Путь до спрятанной в уединенной бухточке кочермы занял у горцев два дня. Еще двое суток ушло на то, чтобы попасть в Еникале. Время в дороге не прошло впустую, и лейтенант имел с собой составленный им тщательный план крепости, с указанием материала и толщины стен, расположением бастионов, отмеченными местами расположения артиллерии, ее составом и количеством, а также оценкой численности гарнизона и порядков, царящих в городе.

Иван мог бы по праву гордиться собой и быть вполне счастлив, если бы не одно обстоятельство – полученные бесценные сведения еще предстояло доставить командованию, а вот тут-то была проблема. За два месяца общения с горцами он не выучил в совершенстве их языка, но научился в основном понимать смысл того, о чем говорят попутчики. Будучи предусмотрительным молодым человеком, Иван никому, и прежде всего Али, не показывал своих умений, и джигиты спокойно разговаривали в присутствии гяура.

Так ему стало известно, что как только он передаст Али вознаграждение, полагающееся его людям, то будет моментально зарезан, чтобы не оставлять следов неблаговидного сотрудничества натухайцев с извечными врагами. Турки не были бы в восторге, когда узнали бы, что планы их главной твердыни на восточном побережье Черного моря попали в руки русских благодаря измене горского племени. Месть янычар страшна, так что Али принял решения до нее не доводить – русский должен умереть, планы крепости будут уничтожены, а он с товарищами, отнюдь не прогулявшими в Анапе даже половины щедрой добычи, отправиться домой, гордясь чисто проделанной работой.

С Али нужно было что то делать, и медлить в этом было нельзя. Иван думал, как ему выкрутиться из смертельной ловушки, в которую он сам себя загнал все время, пока они плыли к Еникале, и, кажется, придумал. Сказав, что не хотел бы привлекать посторонних глаз к расположенному за городом тайнику с деньгами, Иван отправился в горы наедине с Али.

Опытному и готовому к такому повороту событий лейтенанту не составило большого труда справиться со слишком самонадеянным горцем, бросившимся на него с кинжалом, как только лейтенант нагнулся, чтобы поднять увесистый кожаный мешок с серебром, спрятанный под массивным камнем. Пистолетный выстрел в упор не оставил Али шансов, но и сам лейтенант, получил от умирающего горца удар кинжалом, распоровший мышцы на левом предплечье.

Иван отлично понимал, что возвращаться в Еникале теперь было нельзя.
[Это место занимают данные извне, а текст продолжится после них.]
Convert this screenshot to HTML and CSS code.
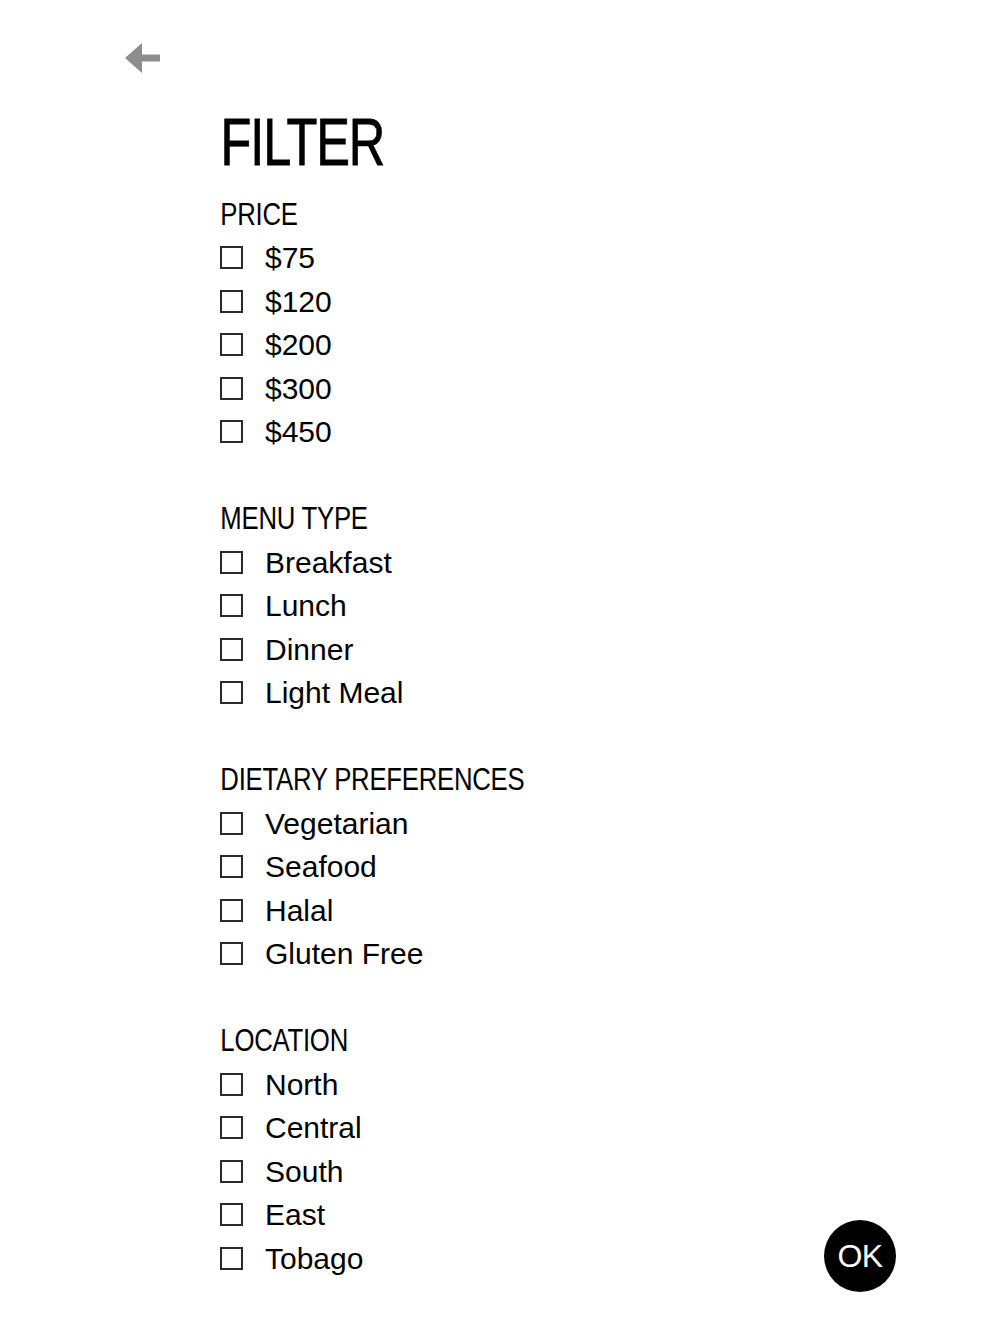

Наскоро перевязав неопасную, но болезненную рану, лейтенант направил коня в горы, чтобы попасть в Севастополь сушей. Под вечер ему стало дурно, но Иван списал недомогание на усталость и потерю крови, продолжавшей сочиться из-под повязки. Наутро, ослабевший офицер едва нашел в себе силы сесть в седло. Потом он так и не смог восстановить подробностей этого путешествия – оно проходило как в бреду, но когда Иван прибыл в Севастополь, он был едва жив.

Три дня офицер пролежал без сознания, а когда очнулся, оказалось, что флот уже покинул базу и направился к Анапе. Невзирая на лихорадку, вызванную ранением, лейтенант предъявил свои полномочия, и добился, чтобы его отправили к осажденной крепости первым же транспортом. Нужно было спешить – ведь идти на крепость штурмом в лоб было подобно самоубийству. Грамотные французские инженеры выстроили оборону таким образом, что лобовая атака фортов не имела шансов на успех.

Обращенная в военный транспорт яхта «Голубка», с лейтенантом Куприяновым на борту, покинула Севастополь двадцать пятого апреля, а двадцать шестого над Черным морем разразился жесточайший шторм.